Coffman came to prominence in the motorcycling industry during the early 1910s as a sales manager and later vice president of the Consolidated Manufacturing Company, makers of the Yale motorcycle. Coffman traveled the country securing dealers for Yale and he became one of the most respected figures in the industry.

In 1913, the Federation of American Motorcyclists (FAM), at that time America’s national motorcycling organization, was having great difficulty keeping up with the nation’s rapidly growing motorcycling community. With backing from Arthur Davidson (co-founder of Harley-Davidson), Coffman was elected president of the FAM to help shore up nationwide support for the organization.

While Coffman was able to stabilize the teetering FAM, he was not able to secure the support from the industry needed to help the FAM grow, so he resigned his position after less than two years as president.

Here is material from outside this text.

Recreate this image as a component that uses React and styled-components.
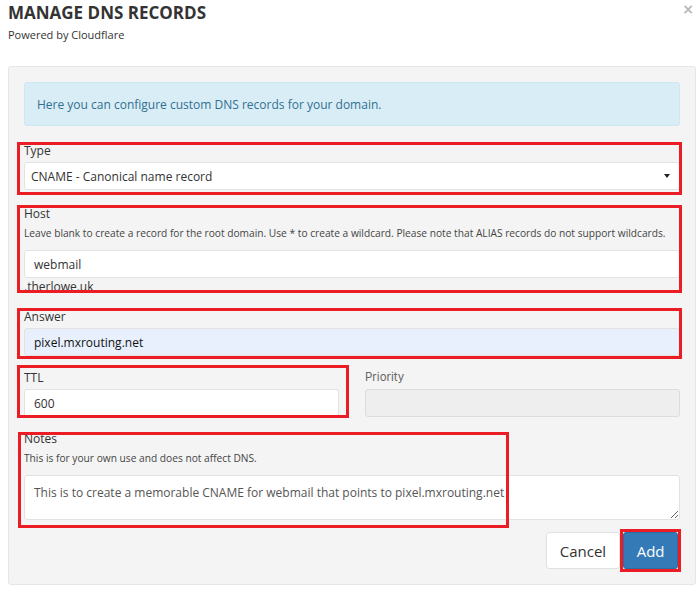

His frustration with not being able to secure sufficient funding for the FAM would play an important part a decade later in the formation of the AMA.

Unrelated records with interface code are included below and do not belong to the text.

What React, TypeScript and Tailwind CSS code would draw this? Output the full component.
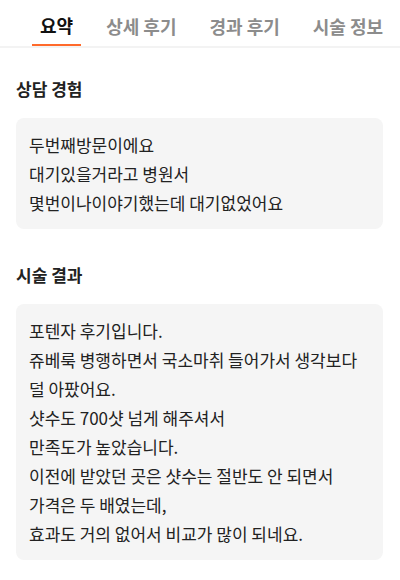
import React from "react";

const tabs = ["요약", "상세 후기", "경과 후기", "시술 정보"];

const sections = [
  {
    title: "상담 경험",
    lines: ["두번째방문이에요", "대기있을거라고 병원서", "몇번이나이야기했는데 대기없었어요"],
  },
  {
    title: "시술 결과",
    lines: [
      "포텐자 후기입니다.",
      "쥬베룩 병행하면서 국소마취 들어가서 생각보다",
      "덜 아팠어요.",
      "샷수도 700샷 넘게 해주셔서",
      "만족도가 높았습니다.",
      "이전에 받았던 곳은 샷수는 절반도 안 되면서",
      "가격은 두 배였는데,",
      "효과도 거의 없어서 비교가 많이 되네요.",
    ],
  },
];

export default function App() {
  return (
    <div
      className="w-[400px] h-[580px] bg-white overflow-hidden"
      style={{ fontFamily: '"Noto Sans CJK KR", "Noto Sans", sans-serif' }}
    >
      <div className="flex gap-[17px] pl-[32px] border-b-2 border-[#f3f3f3] h-[48px]">
        {tabs.map((t, i) => (
          <div
            key={t}
            className={
              i === 0
                ? "px-2 pt-[6px] h-[46px] flex items-center border-b-2 border-[#ff6a2b] text-[18px] font-bold text-[#111111] whitespace-nowrap"
                : "px-2 pt-[6px] h-[46px] flex items-center text-[18px] font-bold text-[#8c8c8c] whitespace-nowrap"
            }
          >
            {t}
          </div>
        ))}
      </div>
      <div className="pl-4 pr-[17px] pt-[29px]">
        {sections.map((s, i) => (
          <div key={s.title} className={i === 0 ? "" : "mt-[34px]"}>
            <div className="text-[17px] leading-[24px] font-bold text-[#222222]">{s.title}</div>
            <div className="mt-[17px] rounded-lg bg-[#f5f5f5] px-[13px] py-3 text-[17px] leading-[29px] text-[#222222]">
              {s.lines.map((l) => (
                <div key={l} className="whitespace-nowrap">{l}</div>
              ))}
            </div>
          </div>
        ))}
      </div>
    </div>
  );
}
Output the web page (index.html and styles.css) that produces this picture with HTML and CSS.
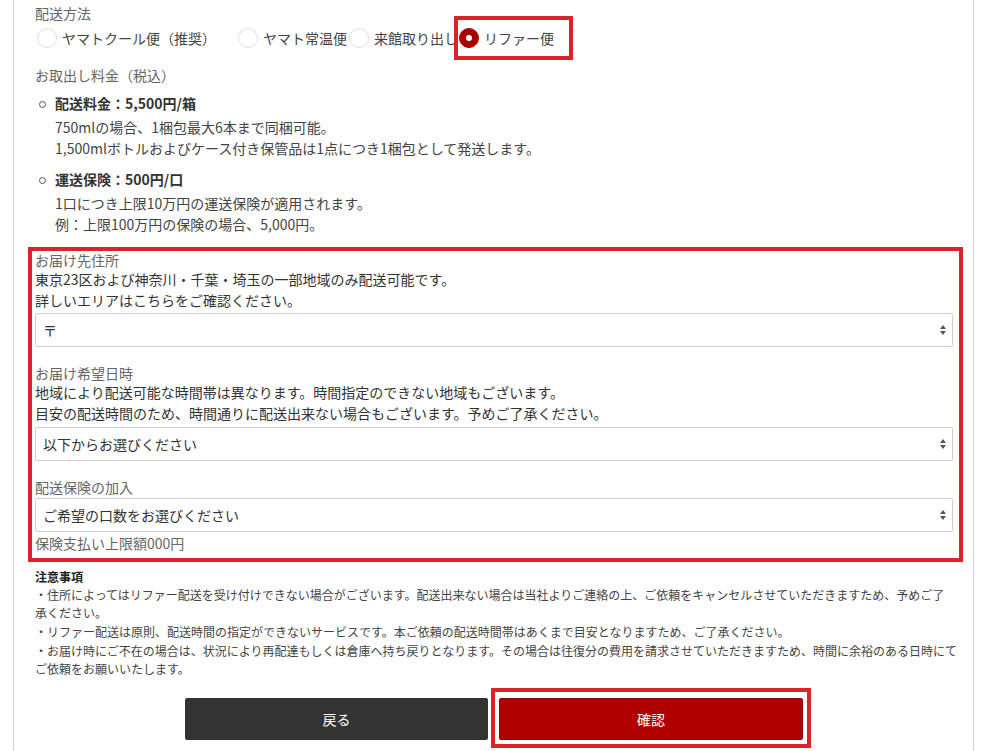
FILE: index.html
```html
<!DOCTYPE html>
<html lang="ja">
<head>
<meta charset="utf-8">
<title>配送方法</title>
<link rel="stylesheet" href="styles.css">
</head>
<body>
<div class="page">
  <div class="label">配送方法</div>
  <div class="radios">
    <label class="radio radio--first"><span class="dot"></span><span class="radio-text">ヤマトクール便（推奨）</span></label>
    <label class="radio radio--second"><span class="dot"></span><span class="radio-text">ヤマト常温便</span></label>
    <label class="radio radio--third"><span class="dot"></span><span class="radio-text">来館取り出し</span></label>
    <label class="radio radio--checked"><span class="dot"></span><span class="radio-text">リファー便</span></label>
  </div>

  <div class="label label--fees">お取出し料金（税込）</div>
  <ul class="fees">
    <li class="fee">
      <div class="fee-title">配送料金：5,500円/箱</div>
      <div class="fee-desc">750mlの場合、1梱包最大6本まで同梱可能。<br>1,500mlボトルおよびケース付き保管品は1点につき1梱包として発送します。</div>
    </li>
    <li class="fee">
      <div class="fee-title">運送保険：500円/口</div>
      <div class="fee-desc">1口につき上限10万円の運送保険が適用されます。<br>例：上限100万円の保険の場合、5,000円。</div>
    </li>
  </ul>

  <div class="marked">
    <div class="field-label">お届け先住所</div>
    <div class="field-text">東京23区および神奈川・千葉・埼玉の一部地域のみ配送可能です。<br>詳しいエリアはこちらをご確認ください。</div>
    <div class="select-wrap select-wrap--first">
      <select class="select"><option>〒</option></select>
      <svg class="arrows" width="6" height="10" viewBox="0 0 6 10"><path d="M3 0 L6 4 L0 4 Z M0 6 L6 6 L3 10 Z" fill="#555"/></svg>
    </div>

    <div class="field-label field-label--gap">お届け希望日時</div>
    <div class="field-text">地域により配送可能な時間帯は異なります。時間指定のできない地域もございます。<br>目安の配送時間のため、時間通りに配送出来ない場合もございます。予めご了承ください。</div>
    <div class="select-wrap select-wrap--second">
      <select class="select"><option>以下からお選びください</option></select>
      <svg class="arrows" width="6" height="10" viewBox="0 0 6 10"><path d="M3 0 L6 4 L0 4 Z M0 6 L6 6 L3 10 Z" fill="#555"/></svg>
    </div>

    <div class="field-label field-label--gap">配送保険の加入</div>
    <div class="select-wrap select-wrap--third">
      <select class="select"><option>ご希望の口数をお選びください</option></select>
      <svg class="arrows" width="6" height="10" viewBox="0 0 6 10"><path d="M3 0 L6 4 L0 4 Z M0 6 L6 6 L3 10 Z" fill="#555"/></svg>
    </div>
    <div class="field-note">保険支払い上限額000円</div>
  </div>

  <div class="notes">
    <div class="notes-title">注意事項</div>
    <p class="note">・住所によってはリファー配送を受け付けできない場合がございます。配送出来ない場合は当社よりご連絡の上、ご依頼をキャンセルさせていただきますため、予めご了<br>承ください。</p>
    <p class="note">・リファー配送は原則、配送時間の指定ができないサービスです。本ご依頼の配送時間帯はあくまで目安となりますため、ご了承ください。</p>
    <p class="note">・お届け時にご不在の場合は、状況により再配達もしくは倉庫へ持ち戻りとなります。その場合は往復分の費用を請求させていただきますため、時間に余裕のある日時にてご依頼をお願いいたします。</p>
  </div>

  <div class="actions">
    <button class="btn btn--back" type="button">戻る</button>
    <button class="btn btn--confirm" type="button">確認</button>
  </div>
</div>
</body>
</html>
```

FILE: styles.css
```css
* { box-sizing: border-box; }

html, body {
  margin: 0;
  padding: 0;
  background: #fff;
}

body {
  font-family: "Noto Sans CJK JP", "Noto Sans", sans-serif;
  font-size: 14px;
  color: #333;
  overflow: hidden;
}

.page {
  margin: 0 13px;
  min-height: 800px;
  border-left: 1px solid #d4d4d4;
  border-right: 1px solid #d4d4d4;
  padding: 3px 20px 0 21px;
}

.label {
  font-size: 14px;
  line-height: 21px;
  color: #666;
}

.label--fees {
  margin-top: 16px;
}

/* radios */
.radios {
  margin-top: 3px;
  height: 22px;
  display: flex;
  align-items: center;
}

.radio {
  position: relative;
  display: inline-flex;
  align-items: center;
  gap: 5px;
  height: 22px;
  color: #444;
  font-size: 14px;
  line-height: 22px;
  white-space: nowrap;
}

.radio--first { margin-left: 2px; margin-right: 22px; }
.radio--second { margin-right: 2px; }
.radio--third { margin-right: 1px; }

.dot {
  width: 20px;
  height: 20px;
  border-radius: 50%;
  border: 1px solid #e0e0e0;
  background: #fff;
  box-shadow: inset 0 1px 1px rgba(0,0,0,0.04);
  flex: none;
}

.radio--checked .dot {
  background: #a80000;
  border-color: #a80000;
  position: relative;
}

.radio--checked .dot::before {
  content: "";
  position: absolute;
  left: 6px;
  top: 6px;
  width: 6px;
  height: 6px;
  border-radius: 50%;
  background: #fff;
}

.radio--checked::after {
  content: "";
  position: absolute;
  left: -5px;
  right: -19px;
  top: -11px;
  bottom: -11px;
  border: 4px solid #dc2329;
  pointer-events: none;
}

/* fees */
.fees {
  list-style: none;
  margin: 7px 0 0 0;
  padding: 0 0 0 20px;
}

.fee + .fee {
  margin-top: 10px;
}

.fee-title {
  position: relative;
  font-weight: 700;
  line-height: 21px;
  color: #333;
}

.fee-title::before {
  content: "";
  position: absolute;
  left: -16px;
  top: 8px;
  width: 5px;
  height: 5px;
  border: 1px solid #555;
  border-radius: 50%;
}

.fee-desc {
  margin-top: 3px;
  line-height: 21px;
  color: #444;
}

/* marked box */
.marked {
  margin: 12px -10px 0 -7px;
  border: 4px solid #dc2329;
  padding: 0 6px 6px 3px;
}

.field-label {
  line-height: 18px;
  color: #666;
}

.field-label--gap {
  margin-top: 17px;
}

.field-text {
  line-height: 21px;
  color: #333;
}

.select-wrap {
  position: relative;
}

.select-wrap--first { margin-top: 2px; }
.select-wrap--second { margin-top: 3px; }
.select-wrap--third { margin-top: 2px; }

.select {
  display: block;
  width: 100%;
  height: 34px;
  margin: 0;
  padding: 0 20px 0 7px;
  border: 1px solid #cfcfcf;
  border-radius: 2px;
  background: #fff;
  font-family: inherit;
  font-size: 14px;
  color: #333;
  appearance: none;
  -webkit-appearance: none;
}

.arrows {
  position: absolute;
  right: 7px;
  top: 12px;
  pointer-events: none;
}

.field-note {
  margin-top: 2px;
  line-height: 18px;
  color: #666;
}

/* notes */
.notes {
  margin: 6px -8px 0 0;
  font-size: 12px;
  line-height: 18px;
  color: #444;
}

.notes-title {
  font-weight: 700;
  color: #222;
}

.note {
  margin: 0;
}

.note + .note {
  margin-top: 1px;
}

/* actions */
.actions {
  margin-top: 20px;
  display: flex;
  justify-content: center;
  gap: 11px;
}

.btn {
  height: 42px;
  border: none;
  border-radius: 2px;
  font-family: inherit;
  font-size: 14px;
  color: #fff;
  padding: 0;
}

.btn--back {
  width: 303px;
  background: #333;
}

.btn--confirm {
  position: relative;
  width: 304px;
  background: #b00000;
  border: 1px solid #8c0000;
}

.btn--confirm::after {
  content: "";
  position: absolute;
  left: -9px;
  right: -9px;
  top: -11px;
  bottom: -9px;
  border: 4px solid #dc2329;
  pointer-events: none;
}
```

After leaving Yale motorcycles, Coffman became a motorcycle trade show coordinator. He was a key member in the organization of the Motorcycle and Allied Trades Association (M&ATA) in 1918. The M&ATA was just what the name implied – a group of motorcycle-related businesses that organized to improve the business of motorcycling. It took over the role of the FAM, which had been largely dormant since the onset of World War I in 1916. Riders’ needs were also within the realm of the M&ATA, but took a back seat to the needs of the manufacturers.

One of the first recorded government-relations activities on behalf of motorcyclists came from Coffman as general manager of the M&ATA in 1921. Coffman sent a letter of protest to Senator Thomas Watson of Georgia, who called motorcycles "devilish" in a speech promoting greater highway regulation. Coffman’s letter, which pointed out numerous positives of the motorcycle as a practical mode of transportation and its significant role in World War I, was published in the motorcycle magazines of the day. The letter served notice to politicians that motorcyclists were indeed a large contingent of citizens demanding fair treatment. In turn, the highly publicized letter served as an example to motorcyclists across the nation on how to deal with political threats in a respectful and effective manner.

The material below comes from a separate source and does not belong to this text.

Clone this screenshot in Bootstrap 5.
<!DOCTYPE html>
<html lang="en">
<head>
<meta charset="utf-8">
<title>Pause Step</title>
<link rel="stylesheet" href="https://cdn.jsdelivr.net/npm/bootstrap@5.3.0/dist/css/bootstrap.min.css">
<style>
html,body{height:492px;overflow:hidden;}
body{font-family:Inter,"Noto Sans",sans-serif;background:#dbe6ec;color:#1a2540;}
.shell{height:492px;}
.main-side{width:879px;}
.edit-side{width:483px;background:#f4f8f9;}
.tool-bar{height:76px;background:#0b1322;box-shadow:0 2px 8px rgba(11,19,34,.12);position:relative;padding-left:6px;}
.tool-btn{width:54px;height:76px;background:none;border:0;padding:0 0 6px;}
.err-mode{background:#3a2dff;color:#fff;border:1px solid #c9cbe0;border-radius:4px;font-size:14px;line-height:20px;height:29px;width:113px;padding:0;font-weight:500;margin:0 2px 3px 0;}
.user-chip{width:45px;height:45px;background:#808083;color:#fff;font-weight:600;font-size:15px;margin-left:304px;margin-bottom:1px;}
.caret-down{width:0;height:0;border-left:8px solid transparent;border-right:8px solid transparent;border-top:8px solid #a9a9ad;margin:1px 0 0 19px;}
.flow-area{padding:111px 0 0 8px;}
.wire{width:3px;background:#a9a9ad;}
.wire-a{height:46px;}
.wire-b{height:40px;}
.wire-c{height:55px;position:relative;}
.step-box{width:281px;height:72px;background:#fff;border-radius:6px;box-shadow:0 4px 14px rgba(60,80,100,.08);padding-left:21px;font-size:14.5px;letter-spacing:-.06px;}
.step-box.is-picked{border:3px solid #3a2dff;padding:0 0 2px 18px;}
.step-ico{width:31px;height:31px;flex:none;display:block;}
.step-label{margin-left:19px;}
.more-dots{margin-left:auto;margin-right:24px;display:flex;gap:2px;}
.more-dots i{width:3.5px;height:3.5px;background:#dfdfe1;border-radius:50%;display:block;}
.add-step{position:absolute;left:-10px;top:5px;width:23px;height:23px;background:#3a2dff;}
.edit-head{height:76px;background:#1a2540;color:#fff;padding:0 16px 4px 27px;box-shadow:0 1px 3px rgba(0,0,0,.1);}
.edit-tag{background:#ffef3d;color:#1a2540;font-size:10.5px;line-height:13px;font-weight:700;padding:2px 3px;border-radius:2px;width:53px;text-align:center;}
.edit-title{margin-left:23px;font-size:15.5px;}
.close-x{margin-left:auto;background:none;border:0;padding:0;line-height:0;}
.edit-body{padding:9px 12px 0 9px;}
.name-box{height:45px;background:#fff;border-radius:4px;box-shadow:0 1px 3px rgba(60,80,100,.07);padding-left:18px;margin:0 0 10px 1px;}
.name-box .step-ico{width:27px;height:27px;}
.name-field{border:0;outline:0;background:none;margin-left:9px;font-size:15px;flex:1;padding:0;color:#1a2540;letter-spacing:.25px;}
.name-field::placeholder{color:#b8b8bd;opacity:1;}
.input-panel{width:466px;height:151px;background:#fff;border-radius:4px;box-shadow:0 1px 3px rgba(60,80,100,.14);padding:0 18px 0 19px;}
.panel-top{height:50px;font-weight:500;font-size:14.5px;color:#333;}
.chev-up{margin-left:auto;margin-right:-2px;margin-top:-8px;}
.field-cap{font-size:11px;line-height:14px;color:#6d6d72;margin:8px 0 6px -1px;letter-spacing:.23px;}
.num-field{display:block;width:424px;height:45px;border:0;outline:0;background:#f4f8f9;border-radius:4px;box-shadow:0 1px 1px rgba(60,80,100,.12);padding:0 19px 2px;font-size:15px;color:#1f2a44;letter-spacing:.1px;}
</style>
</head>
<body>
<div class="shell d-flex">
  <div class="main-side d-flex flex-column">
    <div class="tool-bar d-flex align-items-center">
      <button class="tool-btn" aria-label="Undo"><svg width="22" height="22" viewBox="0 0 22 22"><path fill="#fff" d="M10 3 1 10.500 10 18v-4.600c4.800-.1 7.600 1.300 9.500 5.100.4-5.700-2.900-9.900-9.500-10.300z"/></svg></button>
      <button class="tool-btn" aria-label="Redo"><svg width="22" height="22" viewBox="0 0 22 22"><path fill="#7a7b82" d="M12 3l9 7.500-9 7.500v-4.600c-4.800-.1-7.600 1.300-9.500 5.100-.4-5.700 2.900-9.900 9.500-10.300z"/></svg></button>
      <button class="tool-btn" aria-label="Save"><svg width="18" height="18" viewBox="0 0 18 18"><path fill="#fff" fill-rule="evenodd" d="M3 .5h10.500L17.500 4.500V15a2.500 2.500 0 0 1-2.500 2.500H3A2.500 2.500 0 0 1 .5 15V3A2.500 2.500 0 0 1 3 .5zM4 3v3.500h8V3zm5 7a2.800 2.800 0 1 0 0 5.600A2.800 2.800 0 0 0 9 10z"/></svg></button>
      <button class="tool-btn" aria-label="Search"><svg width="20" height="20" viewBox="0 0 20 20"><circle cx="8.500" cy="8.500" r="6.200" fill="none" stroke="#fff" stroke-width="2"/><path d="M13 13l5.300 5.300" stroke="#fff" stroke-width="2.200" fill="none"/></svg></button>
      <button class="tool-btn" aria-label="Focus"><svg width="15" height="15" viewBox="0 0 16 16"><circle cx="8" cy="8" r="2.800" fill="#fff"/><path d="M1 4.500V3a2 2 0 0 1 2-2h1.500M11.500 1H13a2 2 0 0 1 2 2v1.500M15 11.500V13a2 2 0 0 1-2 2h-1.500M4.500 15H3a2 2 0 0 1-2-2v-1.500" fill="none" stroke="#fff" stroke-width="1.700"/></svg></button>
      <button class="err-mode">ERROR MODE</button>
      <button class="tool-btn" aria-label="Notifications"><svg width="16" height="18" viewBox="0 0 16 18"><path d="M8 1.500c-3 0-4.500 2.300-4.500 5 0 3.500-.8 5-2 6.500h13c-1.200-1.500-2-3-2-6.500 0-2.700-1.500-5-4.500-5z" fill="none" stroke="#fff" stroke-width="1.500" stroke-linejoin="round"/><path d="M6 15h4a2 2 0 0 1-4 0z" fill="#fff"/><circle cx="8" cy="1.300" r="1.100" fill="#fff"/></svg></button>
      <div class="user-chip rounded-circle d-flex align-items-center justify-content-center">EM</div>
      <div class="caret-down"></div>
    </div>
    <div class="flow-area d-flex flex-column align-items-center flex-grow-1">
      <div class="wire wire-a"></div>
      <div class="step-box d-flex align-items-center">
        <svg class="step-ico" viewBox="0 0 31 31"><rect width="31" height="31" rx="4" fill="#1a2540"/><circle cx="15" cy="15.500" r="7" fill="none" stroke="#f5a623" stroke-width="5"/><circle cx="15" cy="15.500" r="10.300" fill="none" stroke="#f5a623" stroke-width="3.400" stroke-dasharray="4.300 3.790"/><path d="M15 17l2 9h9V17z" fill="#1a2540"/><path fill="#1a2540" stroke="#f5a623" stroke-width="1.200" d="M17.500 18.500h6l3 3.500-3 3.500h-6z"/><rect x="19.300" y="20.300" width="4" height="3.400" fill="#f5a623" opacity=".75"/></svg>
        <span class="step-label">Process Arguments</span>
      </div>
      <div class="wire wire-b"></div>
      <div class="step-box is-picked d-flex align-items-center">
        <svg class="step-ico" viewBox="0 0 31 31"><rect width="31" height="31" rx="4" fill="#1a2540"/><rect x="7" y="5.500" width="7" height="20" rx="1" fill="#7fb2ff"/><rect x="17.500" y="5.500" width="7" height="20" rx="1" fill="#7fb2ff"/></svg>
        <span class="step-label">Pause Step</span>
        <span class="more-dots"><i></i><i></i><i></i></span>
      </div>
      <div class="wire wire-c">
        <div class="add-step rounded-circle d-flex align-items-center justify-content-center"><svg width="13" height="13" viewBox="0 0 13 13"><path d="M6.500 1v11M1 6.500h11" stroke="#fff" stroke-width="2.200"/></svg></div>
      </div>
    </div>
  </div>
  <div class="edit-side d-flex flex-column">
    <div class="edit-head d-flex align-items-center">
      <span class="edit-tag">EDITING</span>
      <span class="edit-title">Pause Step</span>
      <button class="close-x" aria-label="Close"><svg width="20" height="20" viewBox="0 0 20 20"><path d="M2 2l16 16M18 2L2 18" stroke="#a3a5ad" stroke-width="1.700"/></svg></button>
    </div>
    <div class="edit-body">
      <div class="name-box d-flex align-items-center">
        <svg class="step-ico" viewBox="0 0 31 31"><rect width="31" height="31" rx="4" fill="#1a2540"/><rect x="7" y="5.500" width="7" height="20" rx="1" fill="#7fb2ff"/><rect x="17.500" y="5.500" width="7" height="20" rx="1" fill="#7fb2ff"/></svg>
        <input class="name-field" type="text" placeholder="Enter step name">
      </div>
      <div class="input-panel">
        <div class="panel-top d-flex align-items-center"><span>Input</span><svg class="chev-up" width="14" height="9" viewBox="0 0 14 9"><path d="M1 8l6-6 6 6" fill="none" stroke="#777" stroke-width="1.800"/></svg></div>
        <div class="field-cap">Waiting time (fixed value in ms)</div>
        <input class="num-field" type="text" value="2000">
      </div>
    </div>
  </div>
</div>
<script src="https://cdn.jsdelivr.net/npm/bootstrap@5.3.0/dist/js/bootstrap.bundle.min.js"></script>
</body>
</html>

In 1924, the AMA emerged from within the M&ATA via a proposal from Coffman. He saw the need for an association that would work primarily for the needs of motorcyclists. He also envisioned the organization being funded largely by motorcyclists instead of primarily by the manufacturers. The AMA became the riders’ body of the M&ATA and its purpose was to protect and promote the interests of riders in legislative matters as well as oversee the competition end of the sport. Dues for AMA membership in 1924 were $1 per year.

Coffman was named secretary of the AMA and was to oversee its operation, which was based in Chicago. The job was not a full-time position in those days, but Coffman dedicated much of his time and effort to promoting the AMA.

Coffman’s ideas were often ahead of their time. One, in particular, did not meet with favor from U.S. motorcycle makers. Coffman favored, and attempted to promote, affiliation with the world sanctioning body of motorcycling, the FIM, as early as the 1920s. But the U.S. manufacturers at the time were not in favor of aligning American competition rules (which featured much larger displacement engines) with those in Europe. Additionally, the U.S. makers were not eager to open the domestic market to European-made motorcycles. Even though Hoffman’s proposal to bring America into the worldwide realm of motorcycling did not go forward, it showed the forward thinking of the man. The AMA eventually did affiliate with the FIM, nearly 50 years after Coffman first promoted the idea.

Coffman served as secretary of the AMA for five years. In 1928, he resigned from the AMA to pursue an interest in business affairs. Even though he was no longer directly involved in motorcycling, he carried on many of the relationships he had in the industry.

Coffman died in 1955. He will be remembered as a man of vision who cared dearly about motorcycling and its future. He was inducted into the AMA Motorcycle Hall of Fame in 1998.